Late-April spring skiing on corn from the Alps to North America. Val d'Isère, Verbier and Telluride sit at 0 to 2°C; all 16 qualifying resorts report corn.
Val d'Isère leads the list today at 0°C, serving a textbook spring surface across its higher groomers and upper bowls. Patrol reports and piste maintenance logs both point to well-developed corn, firm in the mornings and predictable on steep pitches. That steady temperature keeps edges engaged and transitions straightforward, which is exactly what spring skiers chase. It stands out among 16 qualifying resorts running corn conditions this morning.
The Alps dominate the picture, with Verbier at 1°C and Lech/Zürs at 3°C, while Livigno measures 4°C; all of them are showing classic corn on groomed runs and sun-exposed aspects. Telluride is the coolest of the North American cluster at 2°C, and its high, shaded lines will hold firmer early in the day. Jackson Hole and Big Sky both read 5°C, Alta sits at 4°C and Winter Park at 5°C, signaling a broad melt-freeze rhythm across the western United States. Hakuba Valley reports corn at 5°C, so Japan is running the same spring template. The remaining qualifiers follow the same pattern, light on fresh accumulation but delivering reliable morning firmness and predictable afternoon softening.
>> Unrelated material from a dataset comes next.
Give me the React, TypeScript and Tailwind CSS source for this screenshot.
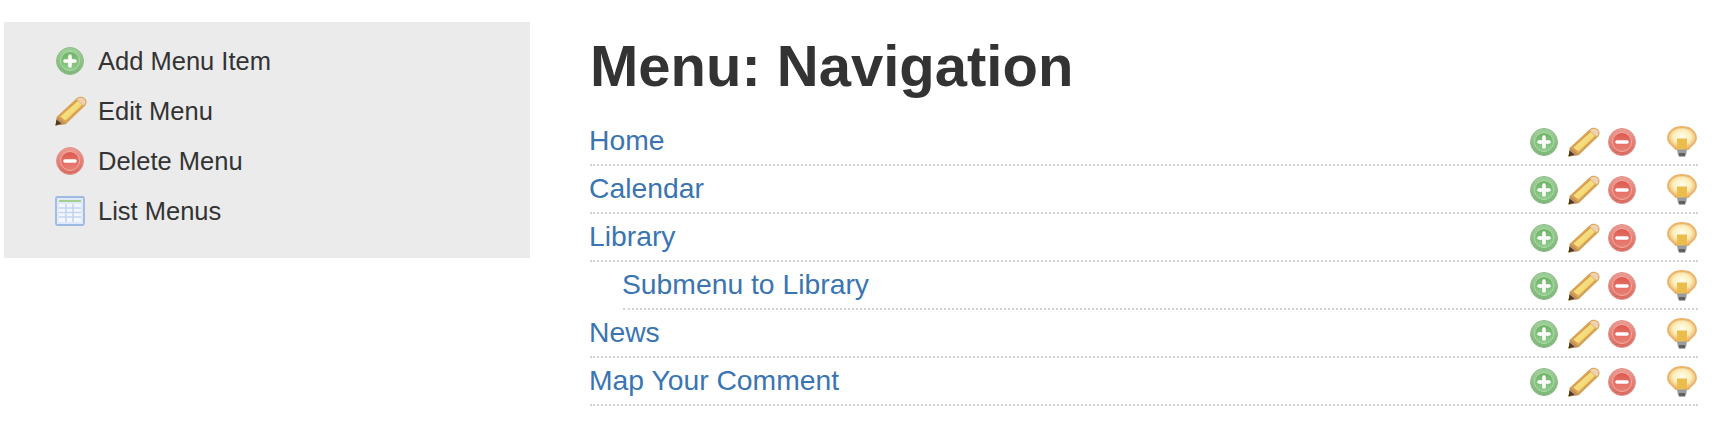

With daytime temperatures clustered between 0°C and 5°C, conditions are leaning toward classic spring corn cycles: firm, supportive snow first thing, then softening on solar aspects as the day warms. That pattern favours short, early laps and well-tuned edges, and it makes aspect and elevation the main variables in snow quality for the next day or two. No new accumulations are reported across the sample, so coverage will remain season-dependent; expect the best corn on higher pistes, north-facing runs and groomed corridors, and take extra care where cover thins on lower, sun-baked terrain.